Gostei. e os palavrões estão bem empregados, o contexto pede os palavrões, eles não estão aí sem um motivo plausível. Incomodar pela brutalidade e violência é, obviamente, o que você pretendia com esse texto. E conseguiu. Você causou fortes reações em quem o leu…
Não gostei, talvez pelo excesso de violência (pois não aprecio o gênero). Também acho que não se enquadra no tema e que o texto é muito confuso (se bem que esse não é um grave defeito, já que a confusão proposital faz parte do ferramental de vários autores excelentes, como até o Philip K. Dick).
Também achei que os personagens são teatrais demais e que a descrição do assassinato é muito barroca e sem sentido. Um assassino de aluguel não age assim, ele simplesmente chega e dá um tiro nos cornos do infeliz.
Por isso é que muitas vezes a estética violenta falha, por teatralizar a violência. Por usá-la de forma sensual, quase pornográfica. Há algo de pornográfico nessa violência gráfica demais.
Forte, pesado, tom violento de acordo com o enredo desenvolvido. Um pouco longo demais, arrasta-se um pouco, mas bem elaborado.
Gosto desse tipo de narrativa – que vai se revelando aos poucos, por meio de flashbacks. O conto é violento, em alguns trechos difícil, e por isso pode não agradar a todos. De fato, como disse o Marcelo Porto, há alguns diálogos que soaram meio forçados – talvez uma revisão desse jeito nisso. Ou não, já que esse pode ser nada mais do que o estilo do autor. De todo modo, apreciei a história. Li num fôlego só, sem desviar a atenção, o que por si demonstra a qualidade da mesma.
Bem escrito e violento…como disseram acima: indigesto.
Indigesto e por isso mesmo muito bom. Não é um conto fácil, preciso reler pra ver se entendi direito.
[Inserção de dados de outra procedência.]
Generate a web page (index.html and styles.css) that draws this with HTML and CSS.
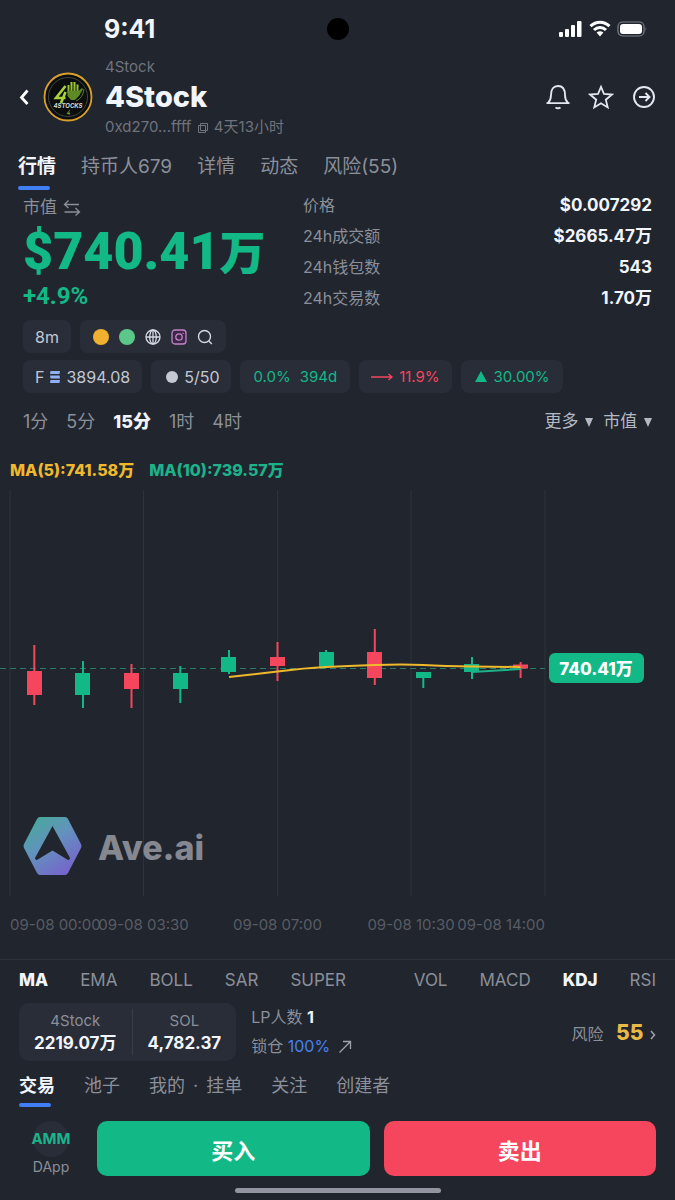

Gostei da narrativa e achei a prosa excelente, poderia ser um pouco mais curto. Alguns diálogos me pareceram longos demais, e por isso mesmo um tanto forçados. Mas nada que diminua o impacto.
Bom conto!
entediante, violento, muitos palavrões desnecessarios, não li tudo. parece que esse pessoal quer dar um veracidade aos textos às custas de palavrões, chavões, citações de outros autores, que eles eruditamente leram (leram?) então cansei.